What really needs to happen is cross server and weighted (JAG vs JAG instead of pugs) bg pairings in 2.0. I would like to play my main again more than 5 hours a week, but I refuse to spend an hour in queue to smash a pug. |
Completely agree with you. And here's how I think they should make it happen.
Players queue up with people on their own server and faction, whether randomly, or by organised groups (basically the same system they have now).
Once those groups are formed; its listed on the cross battlegrounds server.
Here's the catch. Each group will have an approximately skill/ranking level (ranking is misleading; the idea isn't to have a system where people occupy discrete, occluding spots, like in a real ladder) which is a sum of the skill level of the team.
That group is then paired to the closest available skill level group*, regardless of faction/server. So you could potentially have alliance vs alliance matches, or horde vs horde matches. It doesn't matter if the story can't quite cope with the idea (it somehow managed to cope with it in the Warcraft games), the real benefit is that it completely and utterly ignores the effect of population imbalances in factions. It also grants a massive pool to draw appropriate opponents from; so basically the wait that individual players would have to go through between matches would be the wait for their server/faction side to pool up enough people to form a single team for the appropriate game.

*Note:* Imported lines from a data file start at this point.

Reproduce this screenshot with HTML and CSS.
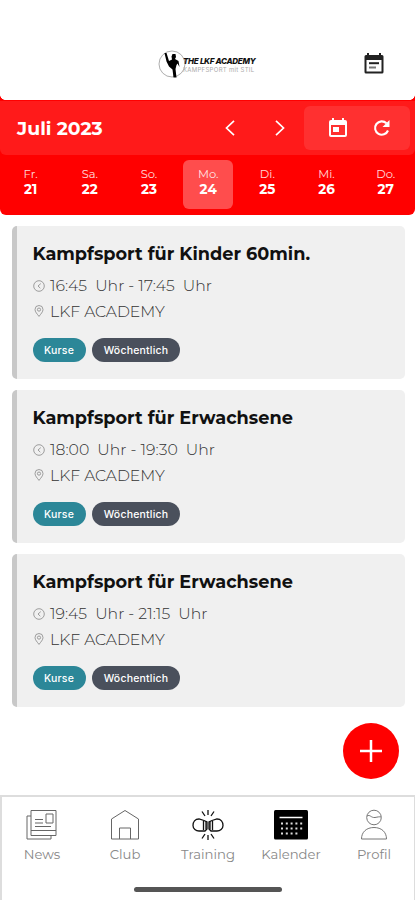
FILE: index.html
```html
<!DOCTYPE html>
<html lang="de">
<head>
<meta charset="utf-8">
<title>Kalender</title>
<link rel="stylesheet" href="styles.css">
</head>
<body>
<svg class="defs" width="0" height="0">
  <symbol id="clock" viewBox="0 0 12 12"><circle cx="6" cy="6" r="5.3"/><path d="M7.8 3.6 5 6l2.3 2.2"/></symbol>
  <symbol id="pin" viewBox="0 0 12 12"><path d="M6 11.4C4.2 9 2 6.800 2 4.500a4 4 0 0 1 8 0C10 6.800 7.800 9 6 11.400z"/><circle cx="6" cy="4.600" r="1.600"/></symbol>
</svg>
<header class="header">
  <div class="logo">
    <svg class="emblem" viewBox="0 0 30 30" width="30" height="30"><circle cx="14" cy="15" r="13" fill="none" stroke="#999" stroke-width=".8"/><path d="M6.500 4l2 0 2.500 8 3-1.500-.5-3 1-2.500h3l.5 3-1 2 3.500 2 1 6-2-3.500-1 1.500-1 4 1 8.500h-3l-1-8-3.500-3-2.500-5z" fill="#000"/></svg>
    <div class="wordmark"><b>THE LKF ACADEMY</b><span>KAMPFSPORT mit STIL</span></div>
  </div>
  <svg class="agenda" viewBox="0 0 22 24" width="22" height="24"><path d="M3 3h16a1.500 1.500 0 0 1 1.500 1.500v15.500a1.500 1.500 0 0 1-1.500 1.500H3a1.500 1.500 0 0 1-1.500-1.500V4.500A1.500 1.500 0 0 1 3 3zM3.500 8v11.500h15V8z" fill="#222" fill-rule="evenodd"/><path d="M5 1v3M17 1v3" stroke="#222" stroke-width="2"/><path d="M6 11.200h10" stroke="#222" stroke-width="2"/><path d="M6 15.500h7" stroke="#777" stroke-width="2"/></svg>
</header>
<section class="calendar">
  <div class="toolbar">
    <h1>Juli 2023</h1>
    <div class="arrows">
      <svg viewBox="0 0 10 16" width="10" height="16"><path d="M9 .8 1.500 8 9 15.200"/></svg>
      <svg viewBox="0 0 10 16" width="10" height="16"><path d="M1 .8 8.500 8 1 15.200"/></svg>
    </div>
    <div class="actions">
      <svg viewBox="0 0 18 20" width="18" height="20"><path d="M2 2h14a2 2 0 0 1 2 2v13a2 2 0 0 1-2 2H2a2 2 0 0 1-2-2V4a2 2 0 0 1 2-2zM2 7v10h14V7zM4 9h6v5H4z" fill="#fff" fill-rule="evenodd"/><path d="M4 0v4M14 0v4" stroke="#fff" stroke-width="2"/></svg>
      <svg viewBox="0 0 18 18" width="18" height="18"><path d="M15 11.500A6.700 6.700 0 1 1 13.500 4.300" fill="none" stroke="#fff" stroke-width="2.100"/><path d="M16.500 1v7h-7z" fill="#fff"/></svg>
    </div>
  </div>
  <div class="week">
    <div class="day"><span>Fr.</span><b>21</b></div>
    <div class="day"><span>Sa.</span><b>22</b></div>
    <div class="day"><span>So.</span><b>23</b></div>
    <div class="day selected"><span>Mo.</span><b>24</b></div>
    <div class="day"><span>Di.</span><b>25</b></div>
    <div class="day"><span>Mi.</span><b>26</b></div>
    <div class="day"><span>Do.</span><b>27</b></div>
  </div>
</section>
<main class="list">
  <article class="card">
    <h2>Kampfsport für Kinder 60min.</h2>
    <p class="time"><svg><use href="#clock"/></svg><span>16:45&nbsp; Uhr - 17:45&nbsp; Uhr</span></p>
    <p class="place"><svg><use href="#pin"/></svg><span>LKF ACADEMY</span></p>
    <div class="tags"><span class="tag course">Kurse</span><span class="tag weekly">Wöchentlich</span></div>
  </article>
  <article class="card">
    <h2>Kampfsport für Erwachsene</h2>
    <p class="time"><svg><use href="#clock"/></svg><span>18:00&nbsp; Uhr - 19:30&nbsp; Uhr</span></p>
    <p class="place"><svg><use href="#pin"/></svg><span>LKF ACADEMY</span></p>
    <div class="tags"><span class="tag course">Kurse</span><span class="tag weekly">Wöchentlich</span></div>
  </article>
  <article class="card">
    <h2>Kampfsport für Erwachsene</h2>
    <p class="time"><svg><use href="#clock"/></svg><span>19:45&nbsp; Uhr - 21:15&nbsp; Uhr</span></p>
    <p class="place"><svg><use href="#pin"/></svg><span>LKF ACADEMY</span></p>
    <div class="tags"><span class="tag course">Kurse</span><span class="tag weekly">Wöchentlich</span></div>
  </article>
</main>
<button class="add" aria-label="Hinzufügen"><svg viewBox="0 0 22 22" width="22" height="22"><path d="M11 0v22M0 11h22" stroke="#fff" stroke-width="2.500"/></svg></button>
<nav class="tabs">
  <div class="tab"><svg viewBox="0 0 34 32" width="34" height="32"><path d="M6 1.500h25v25H6zM6 7H2v23h24v-3.500M6 21.500h25M21 5h7v9h-7zM10 10.500h8M10 14h8M10 17.500h16" fill="none" stroke="#666"/></svg><span>News</span></div>
  <div class="tab"><svg viewBox="0 0 34 32" width="34" height="32"><path d="M3.500 30V10L17 1.500 30.500 10v20zM11.500 30V19h11v11" fill="none" stroke="#666"/></svg><span>Club</span></div>
  <div class="tab"><svg viewBox="0 0 34 32" width="34" height="32"><g fill="none" stroke="#111" stroke-width="1.300"><path d="M13 11.500 8 10C4 10 2 13 2 16.500S5 22 8 22h6l2-2v-7zM21 11.500l5-1.500c4 0 6 3 6 6.500S29 22 26 22h-6l-2-2v-7z"/><path d="M12.500 12v9M15 12.500v8M19 12.500v8M21.500 12v9"/><path d="M17 1v5M11 2.500l3 4.500M23 2.500l-3 4.500M17 31v-5M11 29.500l3-4.500M23 29.500l-3-4.500"/></g></svg><span>Training</span></div>
  <div class="tab"><svg viewBox="0 0 34 32" width="34" height="32"><rect x="0" y="1" width="34" height="29.500" rx="1.500" fill="#000"/><path d="M5.500 8.500h23" stroke="#fff" stroke-width="1.500"/><path d="M7 14.500h22M7 19.500h22M7 24.500h18" stroke="#ddd" stroke-width="2.200" stroke-dasharray="2 2.800"/></svg><span>Kalender</span></div>
  <div class="tab"><svg viewBox="0 0 34 32" width="34" height="32"><g fill="none" stroke="#777"><circle cx="17" cy="8.500" r="7.300"/><path d="M10 7c3-2 4 2 8 1.500 3-.5 4-1 6-.5M4.500 30c0-7 5-11.500 12.500-11.500S29.500 23 29.500 30z"/></g></svg><span>Profil</span></div>
  <i class="home"></i>
</nav>
</body>
</html>
```
FILE: styles.css
```css
* { box-sizing: border-box; margin: 0; padding: 0; }
body { width: 415px; height: 900px; overflow: hidden; background: #fff; font-family: Montserrat, Inter, sans-serif; display: flex; flex-direction: column; position: relative; }
.defs { position: absolute; }
.header { height: 100px; flex: none; display: flex; align-items: flex-start; padding: 49px 30px 0 158px; justify-content: space-between; background: radial-gradient(circle at 100% 0, transparent 4.500px, #f00 5px) 0 100% / 5px 5px no-repeat, radial-gradient(circle at 0 0, transparent 4.500px, #f00 5px) 100% 100% / 5px 5px no-repeat; }
.logo { display: flex; }
.wordmark { display: flex; flex-direction: column; padding-top: 8px; margin-left: -5px; white-space: nowrap; }
.wordmark b { font: italic 800 8px/9px Inter, sans-serif; letter-spacing: -.3px; color: #111; }
.wordmark span { font: 6px/7px Inter, sans-serif; color: #aaa; letter-spacing: .3px; }
.agenda { margin-top: 3px; }
.calendar { height: 115px; flex: none; background: #f00; border-radius: 0 0 6px 6px; }
.toolbar { height: 55px; background: #ff1a1a; border-radius: 0 0 6px 6px; border-top: 1px solid #f00; display: flex; align-items: center; padding: 0 5px 0 17px; }
.toolbar h1 { width: 208px; font-size: 18.800px; font-weight: 700; color: #fff; white-space: nowrap; }
.arrows { display: flex; gap: 40px; width: 79px; }
.arrows path { fill: none; stroke: #fff; stroke-width: 1.7; }
.actions { width: 106px; height: 44px; background: #ff3030; border-radius: 6px; display: flex; align-items: center; gap: 26px; padding-left: 25px; }
.week { height: 60px; display: grid; grid-template-columns: repeat(7, 59.2px); padding-left: 1px; padding-top: 5px; justify-content: start; }
.day { width: 50px; height: 49px; justify-self: center; border-radius: 6px; color: #fff; display: flex; flex-direction: column; align-items: center; padding-top: 7px; }
.day span { font-size: 11.500px; line-height: 14px; font-weight: 400; opacity: .85; }
.day b { font-size: 13.500px; line-height: 16px; }
.selected { background: #ff4d4d; }
.list { padding: 11px 10px 0 12px; display: flex; flex-direction: column; gap: 10.800px; }
.card { height: 153.200px; border-left: 5px solid #c8c8c8; border-radius: 5px; background: #f0f0f0; padding: 17px 0 0 15.500px; }
.card h2 { font-size: 17.700px; line-height: 22px; color: #111; white-space: nowrap; }
.card p { display: flex; align-items: center; gap: 5.500px; height: 25.500px; font-size: 15.700px; font-weight: 300; color: #333; white-space: nowrap; }
.card .time { margin-top: 8px; }
.card p svg { width: 12px; height: 12px; fill: none; stroke: #888; stroke-width: .8; }
.tags { display: flex; gap: 6.500px; margin-top: 14px; }
.tag { height: 24px; border-radius: 12px; color: #fff; font: 500 10.500px/25px Inter, sans-serif; text-align: center; letter-spacing: .2px; }
.course { width: 53px; background: #2c8798; }
.weekly { width: 88px; background: #4a505c; }
.add { position: absolute; left: 343px; top: 723px; width: 56px; height: 56px; border: 0; border-radius: 50%; background: #f00; display: flex; align-items: center; justify-content: center; }
.tabs { position: relative; margin-top: auto; height: 105px; flex: none; border: 2px solid #ddd; border-bottom: 0; border-right-width: 1px; display: grid; grid-template-columns: repeat(5, 83px); justify-content: center; padding-top: 12px; background: #fff; }
.tab { display: flex; flex-direction: column; align-items: center; font-size: 13.200px; line-height: 18px; color: #888; gap: 4px; }
.home { position: absolute; left: 132px; top: 90px; width: 148px; height: 5px; border-radius: 3px; background: #555; }
```
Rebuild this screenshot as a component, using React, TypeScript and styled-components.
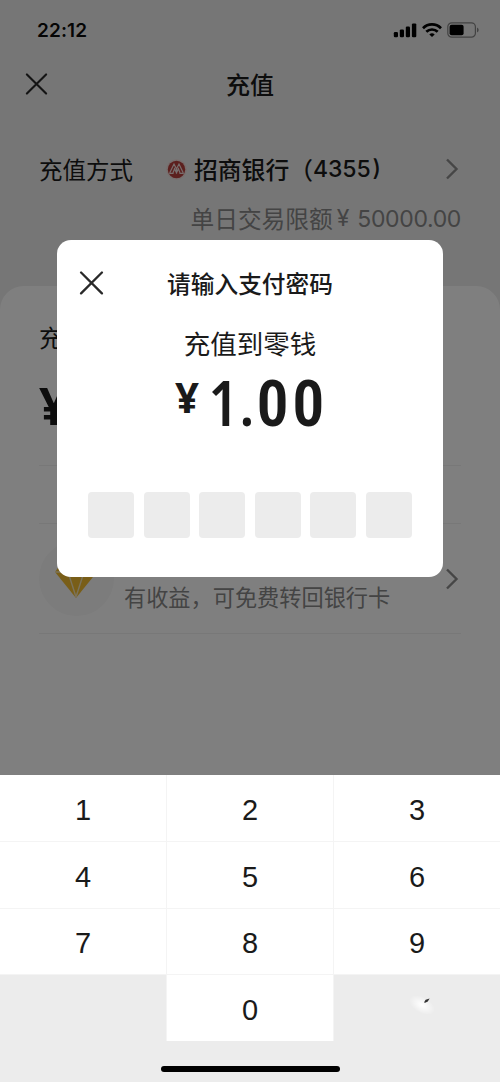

*Matched against the closest available skill level; with an algorithm that basically searches for the closest, then after about 30 seconds, searches a bit further out... so that after about 5 minutes, while unlikely to require to wait that long, if need be groups of disparate skill levels are matched up, so that no one is ever standing around for way too long scratching their nuts if they want to be playing.
Skill for the player is then modified by the total skill level of the opposing team, modified by a win modifier or a loss modifier, then divided between all members of the team.
So the skill level for each player then is a sum of all the skill points recieved from games they've participated in, divided by the number of games they've participated in.
The win modifier basically means players move up, the loss modifier means they move down.
The more consistently they win, the further up they move; the higher skilled opponents they'll be pitted against, the more points they'll stand to gain or lose in the matches (the skill banding is logarithmic in skill points)
The other important part is that, skill standings aren't rankings... they're independent of the honor system in the sense they don't offer rewards. Only match ups.
That said, it would only make sense for higher skilled matches to grant more CP for players.
If players take a break from PVPing; their rating decays; but they're still recognized as their highest attained ranks ever (with the title to match). Just that if they wish to resume, they need to PVP back the rating decayed before they can gain anymore rating.
Additionally a players rating can only ever decay to half of the maximum of what they've achieved.
Along with some other logical inclusions such as extra maps for a single game type; corresponding with different group sizes (e.g. WSG with maps supporting 5v5, 10v10, 15v15 and 20v20).
And I think pretty much all the BG problems (outside of class balance, which are extremely minor compared to the problems solved by this suggestion) will be fixed, allowing players to enjoy the original intent of BGs.